The American Civil Liberties Union filed a lawsuit Thursday to stop the government from conducting surveillance under the new wiretapping law, arguing that it violates First- and Fourth-Amendment rights to free speech and privacy. Other privacy advocates also see the law as a dangerous precedent that strips away checks put in place to make sure the government does not abuse its power. Without the normal federal courts requiring the federal government to justify whom it spies on, "we don't have a way to find out what's happening," says Guilherme Roschke, a lawyer with Electronic Privacy Information Center (EPIC), a Washington, D.C., public interest group focusing on privacy rights. "When wiretaps are made easier, there's a greater chance that they will be abused by the government."
Commercial surveillance, too?

Similar fears about access to personal information have hounded the Internet as well. Just hours before the Senate's vote on Wednesday, the Senate's Committee on Commerce, Science and Transportation held a hearing to address the issue of the private information Internet companies provide about their customers to online advertisers. "We need to take a closer look, I think, at Internet users' privacy as the field of online advertising develops," Sen. Byron Dorgan (D–N.D.) said during a hearing yesterday. "I'm concerned about users' ability to control [their personal] information."

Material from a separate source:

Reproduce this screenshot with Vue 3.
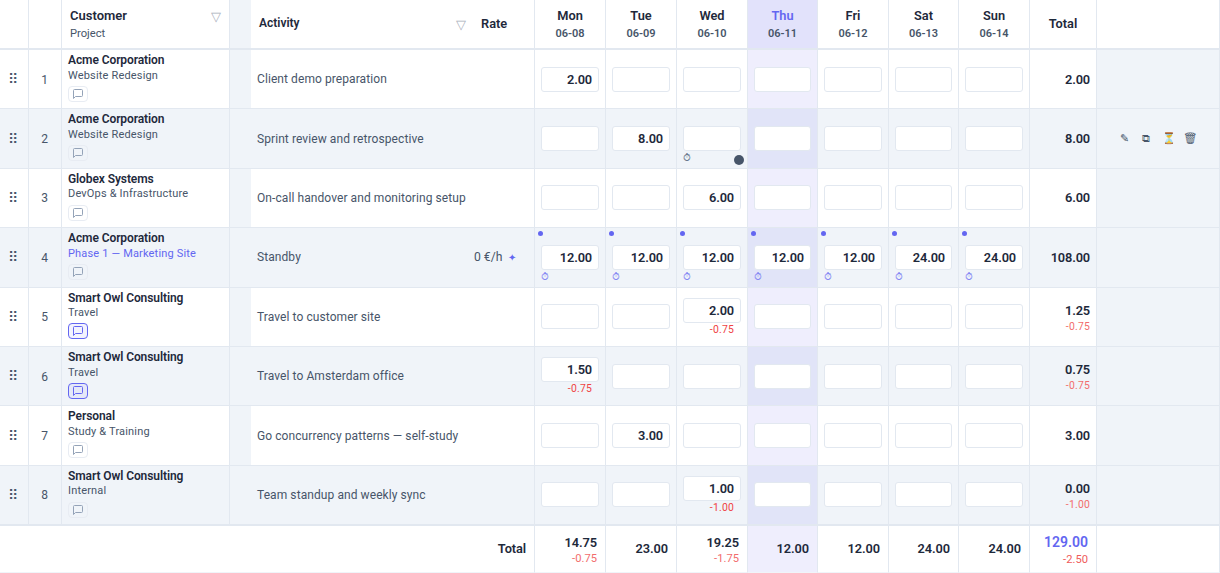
<script setup>
const days = [
  { name: 'Mon', date: '06-08', total: '14.75', sub: '-0.75' },
  { name: 'Tue', date: '06-09', total: '23.00' },
  { name: 'Wed', date: '06-10', total: '19.25', sub: '-1.75' },
  { name: 'Thu', date: '06-11', total: '12.00', today: true },
  { name: 'Fri', date: '06-12', total: '12.00' },
  { name: 'Sat', date: '06-13', total: '24.00' },
  { name: 'Sun', date: '06-14', total: '24.00' },
]

const rows = [
  { customer: 'Acme Corporation', project: 'Website Redesign', activity: 'Client demo preparation', hours: { 0: '2.00' }, total: '2.00' },
  { customer: 'Acme Corporation', project: 'Website Redesign', activity: 'Sprint review and retrospective', hours: { 1: '8.00' }, total: '8.00', hovered: true, activeDay: 2 },
  { customer: 'Globex Systems', project: 'DevOps & Infrastructure', activity: 'On-call handover and monitoring setup', hours: { 2: '6.00' }, total: '6.00' },
  { customer: 'Acme Corporation', project: 'Phase 1 — Marketing Site', linked: true, activity: 'Standby', rate: '0 €/h', hours: ['12.00', '12.00', '12.00', '12.00', '12.00', '24.00', '24.00'], standby: true, total: '108.00' },
  { customer: 'Smart Owl Consulting', project: 'Travel', activity: 'Travel to customer site', hours: { 2: '2.00' }, subs: { 2: '-0.75' }, total: '1.25', sub: '-0.75', noted: true },
  { customer: 'Smart Owl Consulting', project: 'Travel', activity: 'Travel to Amsterdam office', hours: { 0: '1.50' }, subs: { 0: '-0.75' }, total: '0.75', sub: '-0.75', noted: true },
  { customer: 'Personal', project: 'Study & Training', activity: 'Go concurrency patterns — self-study', hours: { 1: '3.00' }, total: '3.00' },
  { customer: 'Smart Owl Consulting', project: 'Internal', activity: 'Team standup and weekly sync', hours: { 2: '1.00' }, subs: { 2: '-1.00' }, total: '0.00', sub: '-1.00' },
]
</script>

<template>
  <div class="sheet">
    <div class="row head">
      <div class="cell"></div>
      <div class="cell"></div>
      <div class="cell customer-head">
        <div><b>Customer</b><span>Project</span></div>
        <i class="filter">▽</i>
      </div>
      <div class="cell gutter"></div>
      <div class="cell activity-head"><b>Activity</b><i class="filter">▽</i></div>
      <div class="cell rate-head">Rate</div>
      <div v-for="d in days" :key="d.name" class="cell day-head" :class="{ today: d.today }">
        <b>{{ d.name }}</b><span>{{ d.date }}</span>
      </div>
      <div class="cell total-head">Total</div>
      <div class="cell"></div>
    </div>

    <div v-for="(r, i) in rows" :key="i" class="row body" :class="{ alt: i % 2 }">
      <div class="cell grip">⠿</div>
      <div class="cell number">{{ i + 1 }}</div>
      <div class="cell customer">
        <b>{{ r.customer }}</b>
        <span :class="{ linked: r.linked }">{{ r.project }}</span>
        <button class="note" :class="{ noted: r.noted }">
          <svg viewBox="0 0 24 24"><path d="M21 15a2 2 0 0 1-2 2H7l-4 4V5a2 2 0 0 1 2-2h14a2 2 0 0 1 2 2z" /></svg>
        </button>
      </div>
      <div class="cell gutter"></div>
      <div class="cell activity">{{ r.activity }}</div>
      <div class="cell rate"><template v-if="r.rate">{{ r.rate }}<i>✦</i></template></div>
      <div v-for="(d, n) in days" :key="n" class="cell day" :class="{ today: d.today }">
        <div class="entry">{{ r.hours[n] }}</div>
        <div v-if="r.subs && r.subs[n]" class="sub">{{ r.subs[n] }}</div>
        <i v-if="r.standby" class="dot"></i>
        <i v-if="r.standby || r.activeDay === n" class="timer" :class="{ accent: r.standby }">⏱</i>
        <i v-if="r.activeDay === n" class="handle"></i>
      </div>
      <div class="cell sum">
        <b>{{ r.total }}</b><span v-if="r.sub">{{ r.sub }}</span>
      </div>
      <div class="cell actions">
        <template v-if="r.hovered"><i>✎</i><i>⧉</i><i>⏳</i><i>🗑</i></template>
      </div>
    </div>

    <div class="row foot">
      <div class="cell foot-label">Total</div>
      <div v-for="d in days" :key="d.name" class="cell day-sum" :class="{ today: d.today }">
        <b>{{ d.total }}</b><span v-if="d.sub">{{ d.sub }}</span>
      </div>
      <div class="cell grand"><b>129.00</b><span>-2.50</span></div>
      <div class="cell"></div>
    </div>
  </div>
</template>

<style>
body { background: #fff; overflow: hidden; }
</style>

<style scoped>
.sheet {
  width: 1220px;
  font-family: Roboto, "Noto Sans", sans-serif;
  font-size: 12px;
  color: #1e293b;
}
.sheet * { box-sizing: border-box; }
i { font-style: normal; }
b { font-weight: 600; }
.row {
  display: grid;
  grid-template-columns: 29px 33px 168px 21px 217px 67px 71px 71px 71px 70px 71px 70px 71px 67px 123px;
}
.cell {
  position: relative;
  min-width: 0;
  border-right: 1px solid #e2e8f0;
  border-bottom: 1px solid #e2e8f0;
  white-space: nowrap;
}
.head { height: 50px; }
.head .cell { border-bottom-width: 2px; }
.rate-head, .total-head { font-weight: 600; }
.gutter, .head .gutter { background: #f0f4f9; border-right: 0; }
.customer-head {
  display: flex;
  justify-content: space-between;
  padding: 7px 8px 0;
}
.customer-head b, .day-head b { display: block; font-size: 13px; line-height: 18px; }
.customer-head span, .day-head span {
  display: block;
  font-size: 11.2px;
  line-height: 18px;
  color: #475569;
}
.filter { font-size: 13px; line-height: 20px; color: #a9b0bb; }
.activity-head {
  display: flex;
  justify-content: space-between;
  padding: 14px 2px 0 8px;
  border-right: 0;
}
.activity-head b { font-size: 12px; line-height: 18px; }
.activity-head .filter { line-height: 22px; }
.rate-head { padding: 15px 0 0 13px; font-size: 12.8px; line-height: 18px; }
.day-head { padding-top: 7px; text-align: center; }
.day-head b { font-size: 12.8px; }
.day-head span { font-size: 11px; font-weight: 600; }
.day-head.today { background: #e2e2fb; }
.day-head.today b { color: #6366f1; }
.total-head { font-size: 12.8px; line-height: 48px; text-align: center; }

.body { height: 59.4px; }
.body:nth-last-child(2) { height: 60.2px; }
.body:nth-last-child(2) .cell { border-bottom-width: 2px; }
.body.alt, .actions { background: #f0f4f9; }
.grip, .number {
  display: flex;
  align-items: center;
  justify-content: center;
  color: #475569;
}
.grip { padding-right: 2px; font-size: 14px; }
.number { padding: 1px 1px 0 0; font-size: 12px; }
.customer { padding: 3px 6px 0; }
.customer b {
  display: block;
  margin-bottom: -1px;
  font-size: 12px;
  line-height: 15.6px;
  letter-spacing: -0.09px;
}
.customer span {
  display: block;
  font-size: 11px;
  line-height: 15px;
  letter-spacing: 0.17px;
  color: #475569;
}
.customer .linked { color: #6366f1; }
.note {
  display: flex;
  align-items: center;
  justify-content: center;
  width: 20px;
  height: 16px;
  margin: 3.2px 0 0;
  padding: 0;
  border: 1px solid #e8ecf3;
  border-radius: 4px;
  background: transparent;
  color: #94a3b8;
}
.note.noted { border-color: #6366f1; background: rgba(99, 102, 241, 0.08); color: #6366f1; }
.note svg {
  width: 12px;
  height: 12px;
  fill: none;
  stroke: currentColor;
  stroke-width: 2;
  stroke-linejoin: round;
}
.activity {
  display: flex;
  align-items: center;
  padding-left: 6px;
  border-right: 0;
  letter-spacing: 0.08px;
  color: #475569;
}
.rate {
  display: flex;
  align-items: center;
  padding-left: 6px;
  font-size: 12.16px;
  color: #475569;
}
.rate i { margin-left: 6px; font-size: 10.4px; color: #6366f1; }
.day {
  display: flex;
  flex-direction: column;
  justify-content: center;
  padding: 0 6px;
}
.entry {
  height: 25px;
  padding-right: 6px;
  border: 1px solid #e2e8f0;
  border-radius: 3px;
  background: #fff;
  font-size: 12.8px;
  font-weight: 600;
  line-height: 24px;
  letter-spacing: -0.15px;
  text-align: right;
}
.sub {
  padding: 1px 7px 0 0;
  font-size: 10.4px;
  line-height: 11.6px;
  letter-spacing: 0.2px;
  text-align: right;
  color: #ef4444;
}
.body .today, .foot .today { background: #efeefd; }
.body.alt .today { background: #e1e4f8; }
.dot {
  position: absolute;
  top: 3px;
  left: 3px;
  width: 5px;
  height: 5px;
  border-radius: 50%;
  background: #6366f1;
}
.timer {
  position: absolute;
  left: 6px;
  bottom: 4px;
  font-size: 10.4px;
  line-height: 12px;
  color: #64748b;
}
.timer.accent { color: #8184f3; }
.handle {
  position: absolute;
  right: 3px;
  bottom: 3px;
  width: 10px;
  height: 10px;
  border-radius: 50%;
  background: #475569;
}
.sum, .day-sum, .grand {
  display: flex;
  flex-direction: column;
  justify-content: center;
  padding-right: 6px;
  text-align: right;
}
.sum b, .day-sum b { font-size: 12.8px; line-height: 17px; letter-spacing: -0.15px; }
.sum span {
  margin-bottom: -2px;
  font-size: 10.4px;
  line-height: 15px;
  letter-spacing: 0.2px;
  color: #f26d6d;
}
.actions {
  display: flex;
  align-items: center;
  justify-content: center;
  gap: 9.6px;
  padding: 0 2px 1px 0;
  color: #475569;
  font-size: 11.2px;
}
.actions i { width: 12px; text-align: center; }

.foot { height: 47px; }
.foot .cell { border-bottom-color: #f0f4f9; }
.foot-label {
  grid-column: span 6;
  padding-right: 8px;
  font-size: 12.8px;
  font-weight: 600;
  line-height: 46px;
  letter-spacing: -0.1px;
  text-align: right;
}
.day-sum { padding-right: 8px; }
.day-sum b { letter-spacing: -0.1px; }
.day-sum span { margin: 1px 0 -3px; font-size: 11.2px; line-height: 14px; color: #f26d6d; }
.grand { padding-right: 8px; }
.grand b { font-size: 14px; line-height: 18px; color: #6366f1; }
.grand span { margin: 1px 0 -3px; font-size: 11.2px; line-height: 15px; color: #ef5b5b; }
</style>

Added panel chairman Sen. Daniel Inouye (D–Hawaii), "Too many consumers spend time on the Internet without knowledge or notice that they are under commercial surveillance. I am troubled by the current state of affairs."

Companies that stand to profit from online advertising, including Microsoft, Google and Facebook, argued that access to information about who is using the Internet and what they are looking for is crucial to keeping the Web's wealth of information available to the public at little or no cost. (Online advertising pays for a lot of the Web's free content.) "Online advertising has become the very fuel that powers the Internet and drives the digital economy," Michael Hintze, Microsoft associate general counsel, testified. "Simply stated, the Internet would not be the diverse and useful medium it has become without online advertising."

Many advertisers have deals with Web sites to provide them with user information based on their page views and links they click to on those sites. "The objective we face is to maintain the growth of online advertising while protecting consumer privacy," Hintze said.

But doing so is easier said than done. Often attempts to hook up advertisers with users backfires. To wit: Facebook, a social networking Web site with more than 80 million users worldwide, took heat in November for a program on its site called Beacon, which tracked the viewing habits of members (such as other sites they visited and what merchandise they purchased online) and automatically posted the information to members' Facebook pages without their consent; it even sent this information to other users that the members had designated as friends.

"We discovered in the weeks after the launch that users felt they did not have adequate control over the information and how it was being shared with their friends," Facebook chief privacy officer, Chris Kelly, said at the congressional hearing. More than 50,000 Facebook users signed a petition protesting the new program, which prompted the site to change the program, giving users more control over what information could be shared and notifying them before it was passed along.

Google, which receives most of its revenue from online advertising, does not create profiles of visitors. (Profiles include information such as a person's name, e-mail address, age, gender and other characteristics that can be matched with Web surfing habits to enable advertisers to better target their ads.) Google's senior privacy attorney, Jane Horvath, said at the hearing that the company does not keep profiles of the people who use its Google.com search engine, nor does the company record users' Web surfing habits for advertisers to use. She acknowledged, however, that Google may be straying from its original approach and is experimenting with a feature that would deliver ads to its users based on both the user's current query and a previous search.

Horvath said that Google would support a comprehensive federal privacy law that establishes uniform standards for safeguarding data on all Web sites. The company, as well as competitors Microsoft and Yahoo!, last year began stripping personal information from records stored in its databases for more than 18 months to safeguard users' identity.

In related news, a Senate Judiciary Committee panel is set to hold a hearing on Tuesday (July 15) to examine the impact of Yahoo!'s decision last month to use Google's advertising software to better target Internet advertising on Yahoo!'s search engine site.